● **Requirements**: Copy out the whole listing exactly as written, leaving the pictures behind.
________
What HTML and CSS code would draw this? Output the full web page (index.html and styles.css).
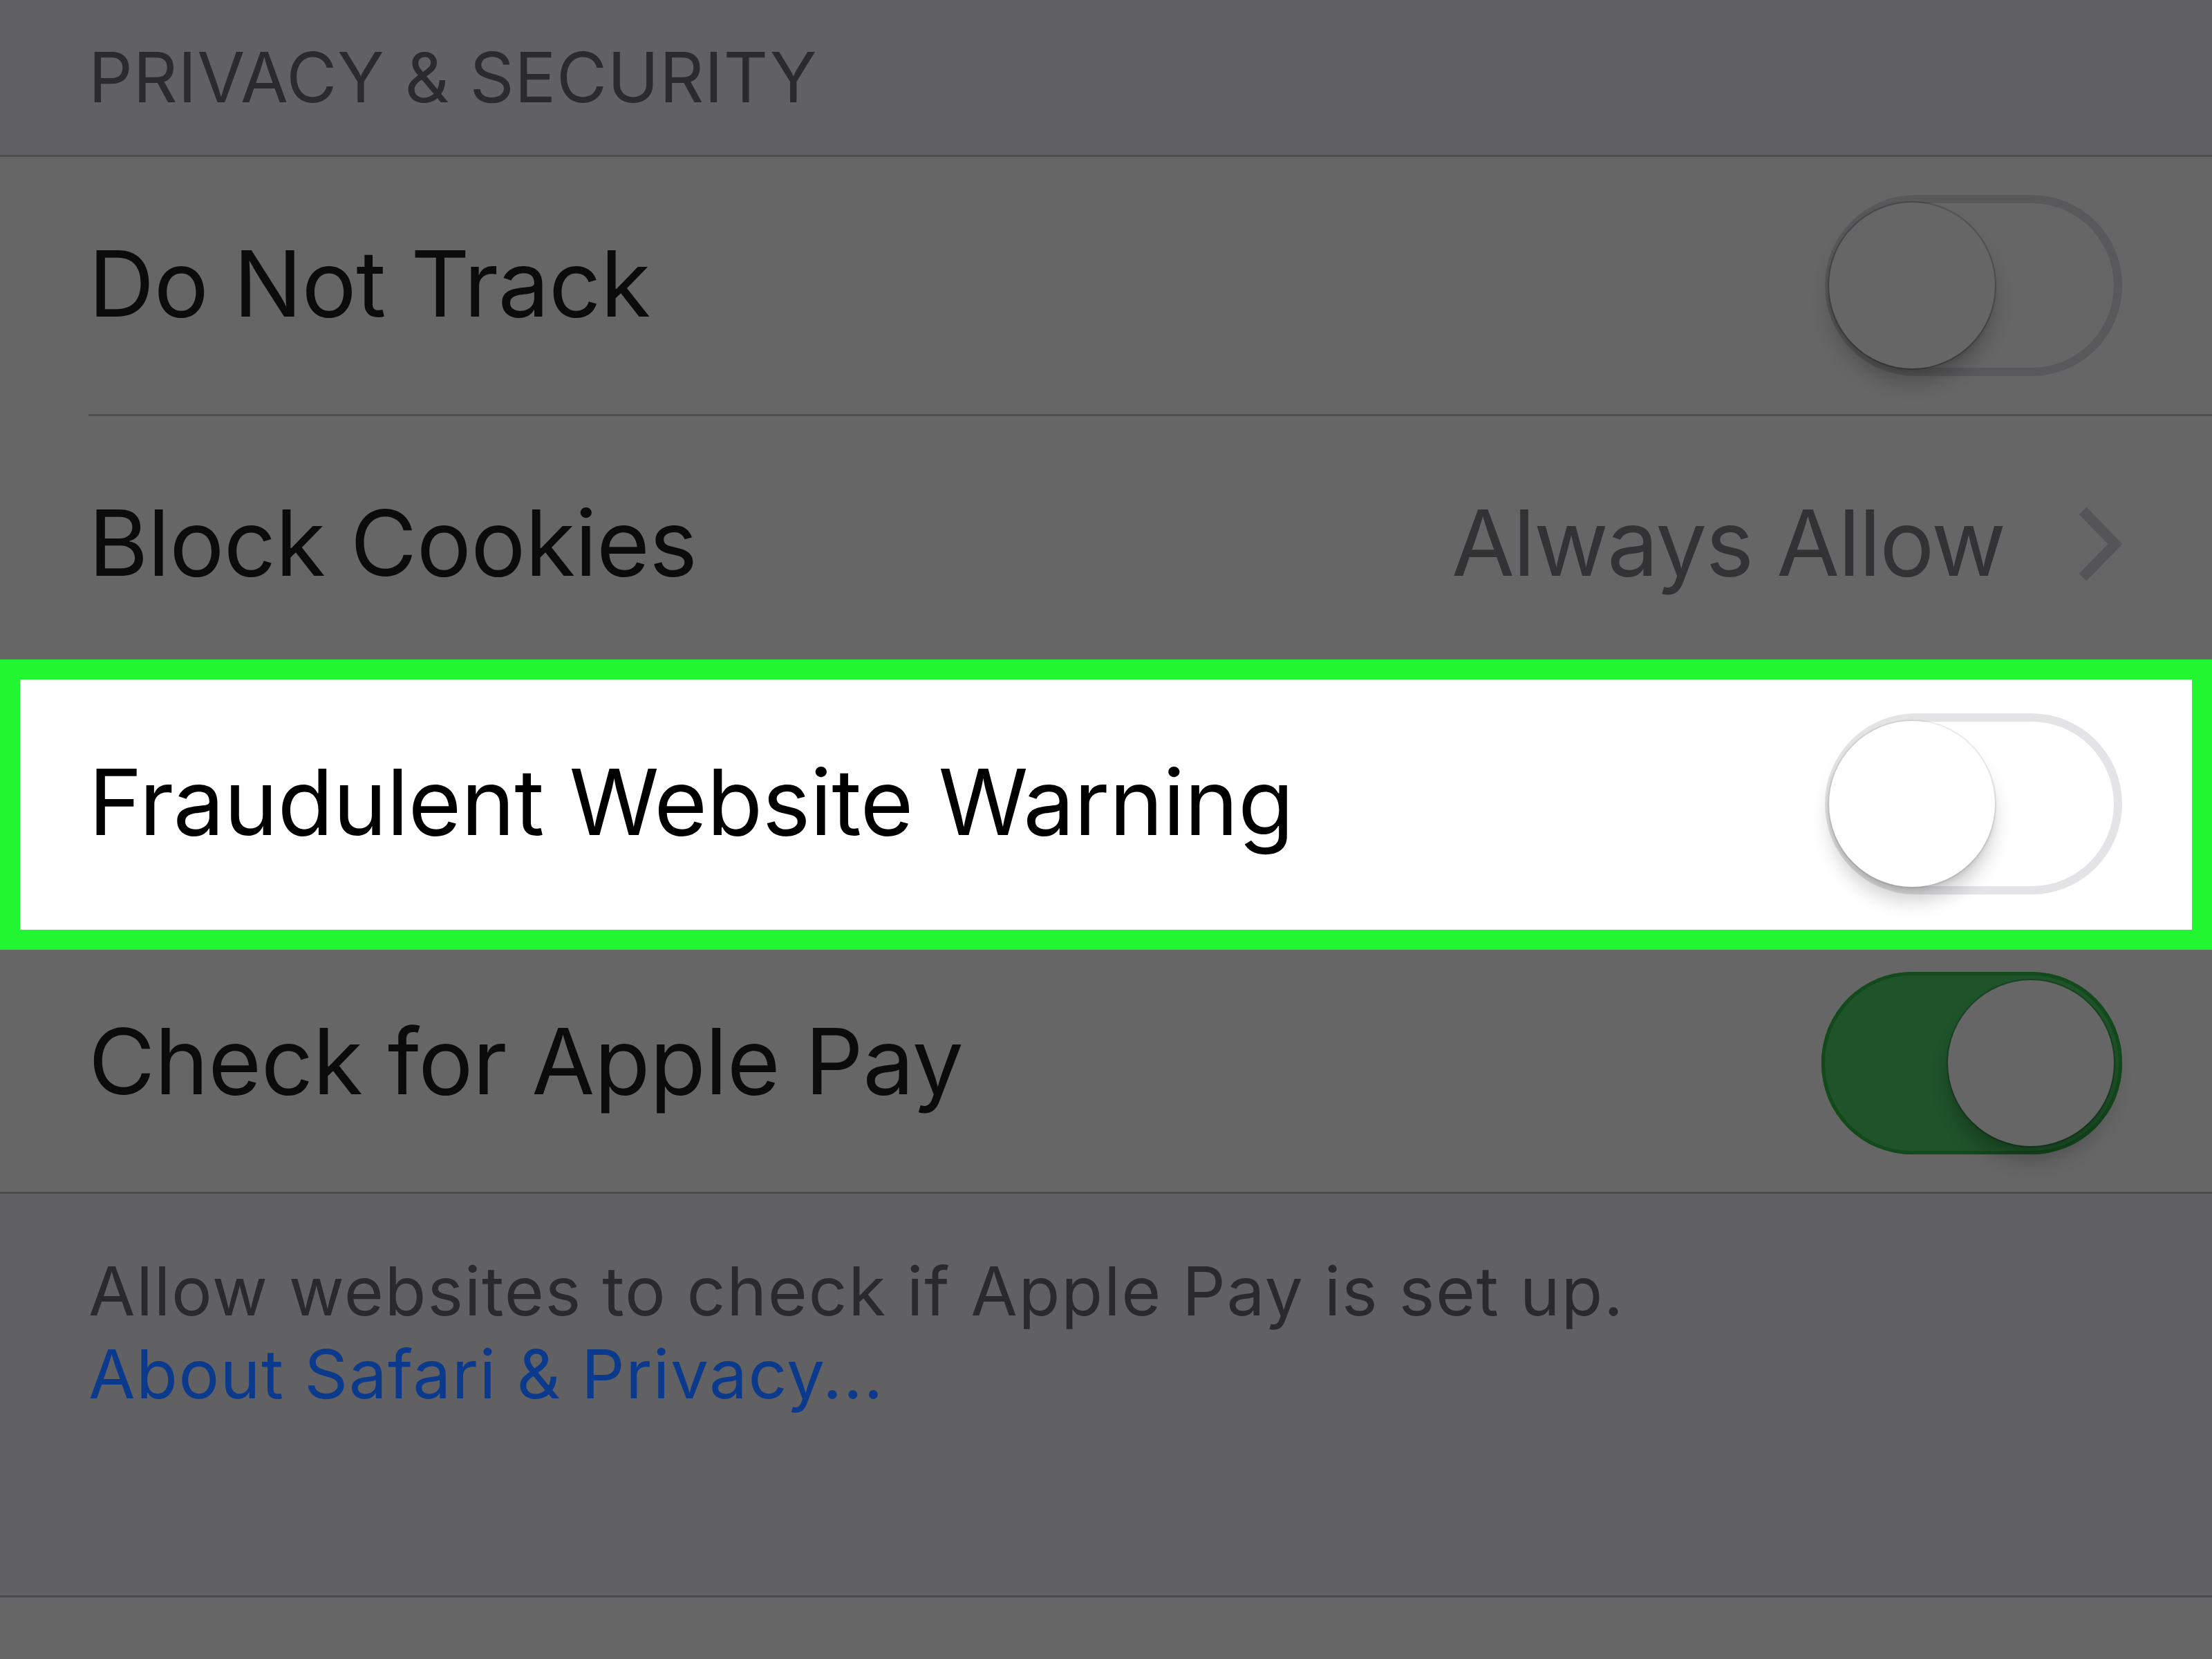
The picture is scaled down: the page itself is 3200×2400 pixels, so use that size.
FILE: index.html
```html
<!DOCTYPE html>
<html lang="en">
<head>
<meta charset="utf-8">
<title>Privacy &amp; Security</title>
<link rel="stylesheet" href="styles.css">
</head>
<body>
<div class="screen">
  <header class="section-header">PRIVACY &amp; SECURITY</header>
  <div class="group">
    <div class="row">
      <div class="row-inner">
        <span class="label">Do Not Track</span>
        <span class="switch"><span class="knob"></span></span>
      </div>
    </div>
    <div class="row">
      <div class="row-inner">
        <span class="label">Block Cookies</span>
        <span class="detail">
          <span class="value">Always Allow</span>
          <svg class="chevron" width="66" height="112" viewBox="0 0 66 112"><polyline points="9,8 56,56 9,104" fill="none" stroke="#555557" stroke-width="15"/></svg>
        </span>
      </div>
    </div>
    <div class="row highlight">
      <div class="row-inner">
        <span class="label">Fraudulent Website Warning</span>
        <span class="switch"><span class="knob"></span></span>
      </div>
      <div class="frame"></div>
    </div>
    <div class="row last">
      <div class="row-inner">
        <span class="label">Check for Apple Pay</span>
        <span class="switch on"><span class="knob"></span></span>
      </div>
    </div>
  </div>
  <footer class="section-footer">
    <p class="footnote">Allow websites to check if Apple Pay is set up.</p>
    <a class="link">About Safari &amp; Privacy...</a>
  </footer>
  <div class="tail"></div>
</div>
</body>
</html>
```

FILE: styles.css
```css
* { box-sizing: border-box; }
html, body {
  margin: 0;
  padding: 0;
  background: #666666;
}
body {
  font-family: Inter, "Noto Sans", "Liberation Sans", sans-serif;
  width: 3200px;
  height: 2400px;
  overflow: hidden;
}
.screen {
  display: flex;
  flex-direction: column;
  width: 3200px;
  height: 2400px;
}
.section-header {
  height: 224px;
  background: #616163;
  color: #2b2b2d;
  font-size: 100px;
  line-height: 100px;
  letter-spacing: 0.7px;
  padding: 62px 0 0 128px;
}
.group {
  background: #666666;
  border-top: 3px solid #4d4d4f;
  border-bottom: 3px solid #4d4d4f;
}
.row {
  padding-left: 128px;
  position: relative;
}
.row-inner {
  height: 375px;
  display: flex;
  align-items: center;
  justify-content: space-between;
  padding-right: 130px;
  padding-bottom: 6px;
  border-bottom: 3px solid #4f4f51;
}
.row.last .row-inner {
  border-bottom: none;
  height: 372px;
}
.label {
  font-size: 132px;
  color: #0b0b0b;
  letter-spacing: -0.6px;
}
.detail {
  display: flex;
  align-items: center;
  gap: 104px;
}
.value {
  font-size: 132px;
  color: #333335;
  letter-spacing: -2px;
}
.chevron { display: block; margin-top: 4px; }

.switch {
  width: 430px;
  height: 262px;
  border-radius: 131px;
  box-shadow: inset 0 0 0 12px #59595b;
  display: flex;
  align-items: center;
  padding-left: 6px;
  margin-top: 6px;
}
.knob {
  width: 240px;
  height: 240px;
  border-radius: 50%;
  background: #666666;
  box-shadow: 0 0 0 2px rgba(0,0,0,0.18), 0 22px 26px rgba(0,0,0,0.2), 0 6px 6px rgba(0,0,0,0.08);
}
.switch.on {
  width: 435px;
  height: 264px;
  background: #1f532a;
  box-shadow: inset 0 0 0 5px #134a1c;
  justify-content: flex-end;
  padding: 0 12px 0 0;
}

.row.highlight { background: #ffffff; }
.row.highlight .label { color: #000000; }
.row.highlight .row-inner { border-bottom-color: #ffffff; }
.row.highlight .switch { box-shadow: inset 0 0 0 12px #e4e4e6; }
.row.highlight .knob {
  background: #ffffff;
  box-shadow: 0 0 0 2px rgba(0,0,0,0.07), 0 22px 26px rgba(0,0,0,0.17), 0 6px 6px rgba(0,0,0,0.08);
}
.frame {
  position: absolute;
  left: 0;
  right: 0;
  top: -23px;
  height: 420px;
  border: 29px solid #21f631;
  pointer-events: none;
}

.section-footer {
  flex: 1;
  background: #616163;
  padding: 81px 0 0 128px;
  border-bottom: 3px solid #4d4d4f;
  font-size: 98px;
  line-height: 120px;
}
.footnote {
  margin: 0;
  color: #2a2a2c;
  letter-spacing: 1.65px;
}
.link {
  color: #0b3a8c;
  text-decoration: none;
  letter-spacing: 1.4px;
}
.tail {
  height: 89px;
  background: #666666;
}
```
________
● **Task response**:
What HTML and CSS code would draw this? Output the full web page (index.html and styles.css).
The picture is scaled down: the page itself is 3200×2400 pixels, so use that size.
FILE: index.html
```html
<!DOCTYPE html>
<html lang="en">
<head>
<meta charset="utf-8">
<title>Privacy &amp; Security</title>
<link rel="stylesheet" href="styles.css">
</head>
<body>
<div class="screen">
  <header class="section-header">PRIVACY &amp; SECURITY</header>
  <div class="group">
    <div class="row">
      <div class="row-inner">
        <span class="label">Do Not Track</span>
        <span class="switch"><span class="knob"></span></span>
      </div>
    </div>
    <div class="row">
      <div class="row-inner">
        <span class="label">Block Cookies</span>
        <span class="detail">
          <span class="value">Always Allow</span>
          <svg class="chevron" width="66" height="112" viewBox="0 0 66 112"><polyline points="9,8 56,56 9,104" fill="none" stroke="#555557" stroke-width="15"/></svg>
        </span>
      </div>
    </div>
    <div class="row highlight">
      <div class="row-inner">
        <span class="label">Fraudulent Website Warning</span>
        <span class="switch"><span class="knob"></span></span>
      </div>
      <div class="frame"></div>
    </div>
    <div class="row last">
      <div class="row-inner">
        <span class="label">Check for Apple Pay</span>
        <span class="switch on"><span class="knob"></span></span>
      </div>
    </div>
  </div>
  <footer class="section-footer">
    <p class="footnote">Allow websites to check if Apple Pay is set up.</p>
    <a class="link">About Safari &amp; Privacy...</a>
  </footer>
  <div class="tail"></div>
</div>
</body>
</html>
```

FILE: styles.css
```css
* { box-sizing: border-box; }
html, body {
  margin: 0;
  padding: 0;
  background: #666666;
}
body {
  font-family: Inter, "Noto Sans", "Liberation Sans", sans-serif;
  width: 3200px;
  height: 2400px;
  overflow: hidden;
}
.screen {
  display: flex;
  flex-direction: column;
  width: 3200px;
  height: 2400px;
}
.section-header {
  height: 224px;
  background: #616163;
  color: #2b2b2d;
  font-size: 100px;
  line-height: 100px;
  letter-spacing: 0.7px;
  padding: 62px 0 0 128px;
}
.group {
  background: #666666;
  border-top: 3px solid #4d4d4f;
  border-bottom: 3px solid #4d4d4f;
}
.row {
  padding-left: 128px;
  position: relative;
}
.row-inner {
  height: 375px;
  display: flex;
  align-items: center;
  justify-content: space-between;
  padding-right: 130px;
  padding-bottom: 6px;
  border-bottom: 3px solid #4f4f51;
}
.row.last .row-inner {
  border-bottom: none;
  height: 372px;
}
.label {
  font-size: 132px;
  color: #0b0b0b;
  letter-spacing: -0.6px;
}
.detail {
  display: flex;
  align-items: center;
  gap: 104px;
}
.value {
  font-size: 132px;
  color: #333335;
  letter-spacing: -2px;
}
.chevron { display: block; margin-top: 4px; }

.switch {
  width: 430px;
  height: 262px;
  border-radius: 131px;
  box-shadow: inset 0 0 0 12px #59595b;
  display: flex;
  align-items: center;
  padding-left: 6px;
  margin-top: 6px;
}
.knob {
  width: 240px;
  height: 240px;
  border-radius: 50%;
  background: #666666;
  box-shadow: 0 0 0 2px rgba(0,0,0,0.18), 0 22px 26px rgba(0,0,0,0.2), 0 6px 6px rgba(0,0,0,0.08);
}
.switch.on {
  width: 435px;
  height: 264px;
  background: #1f532a;
  box-shadow: inset 0 0 0 5px #134a1c;
  justify-content: flex-end;
  padding: 0 12px 0 0;
}

.row.highlight { background: #ffffff; }
.row.highlight .label { color: #000000; }
.row.highlight .row-inner { border-bottom-color: #ffffff; }
.row.highlight .switch { box-shadow: inset 0 0 0 12px #e4e4e6; }
.row.highlight .knob {
  background: #ffffff;
  box-shadow: 0 0 0 2px rgba(0,0,0,0.07), 0 22px 26px rgba(0,0,0,0.17), 0 6px 6px rgba(0,0,0,0.08);
}
.frame {
  position: absolute;
  left: 0;
  right: 0;
  top: -23px;
  height: 420px;
  border: 29px solid #21f631;
  pointer-events: none;
}

.section-footer {
  flex: 1;
  background: #616163;
  padding: 81px 0 0 128px;
  border-bottom: 3px solid #4d4d4f;
  font-size: 98px;
  line-height: 120px;
}
.footnote {
  margin: 0;
  color: #2a2a2c;
  letter-spacing: 1.65px;
}
.link {
  color: #0b3a8c;
  text-decoration: none;
  letter-spacing: 1.4px;
}
.tail {
  height: 89px;
  background: #666666;
}
```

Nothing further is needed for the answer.